UNIVERSITY PARK, Pa. — Chris Widga didn’t set out to be a museum director. It’s a role that found him carefully and slowly, much like an archaeologist excavates through millennia a few centimeters at a time.
A young Widga liked science, but he wasn’t obsessed with digs and dinosaur bones, he said. He didn’t think much about archaeology, geosciences and paleontology, or even museums such as the Earth and Mineral Sciences Museum & Art Gallery at Penn State. Instead, he saw his future freestyling as a jazz musician, a performer behind the trombone.
After growing up in Nebraska, he attended the University of Missouri-Kansas City’s Conservatory of Music for two years while traveling the state for gigs, taking advantage of the then-shortage of trombone players in the region. Two years later, he switched to anthropology at the University of Nebraska, where a summer volunteer experience found him for two weeks in a hole in the badlands of Nebraska, searching for 10,000-year-old bison bones. He loved it and that experience led to yet another shift, he said, this time to paleontology.
A path to museums
Widga shifted to science because he thought it would be more stable than music. But, he said, he soon found the leap not as big as he thought.
“Musicians and scientists both take something that is highly technical and do something creative with it,” Widga said. “There are a few more creative constraints in science, but you’re still dreaming up how to test something out, or visualize processes that are tough to see, which is not all that different from jazz.”
In graduate school, at the University of Kansas, Widga dug deeper while finding another passion: museums.

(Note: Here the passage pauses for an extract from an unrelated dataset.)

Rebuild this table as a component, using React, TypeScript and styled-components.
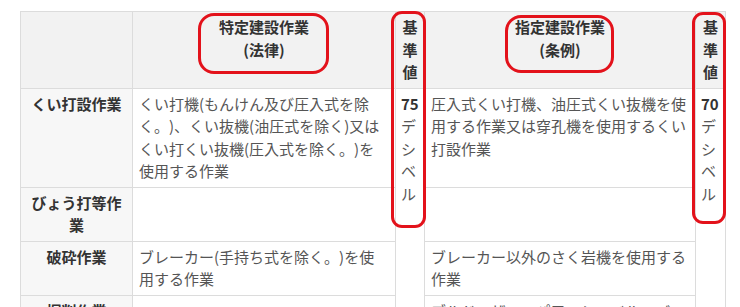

“I was working in the museum the whole time. They are just one of many tools in the paleontological toolkit. Museum research collections are fantastic resources,” Widga said. “Museum collections of fossils allow us to go from measurements on bones, to species-specific climate responses, to changes in ecosystems — then back again.”
Widga was a geology curator at the Illinois State Museum before becoming head curator at the East Tennessee State University Gray Fossil Site and Museum. He became director of the EMS Museum & Art Gallery in August.
The EMS Museum & Art Gallery boasts a vast and varied collection of roughly 20,000 items, from gemstones, to industrial safety equipment, to paintings of industry.
“The collection here is so diverse and unique,” Widga said. “I have a strong background in geology and paleontology but this museum also includes fine art and historic artifacts that tell the human side of the story. That really appealed to me.”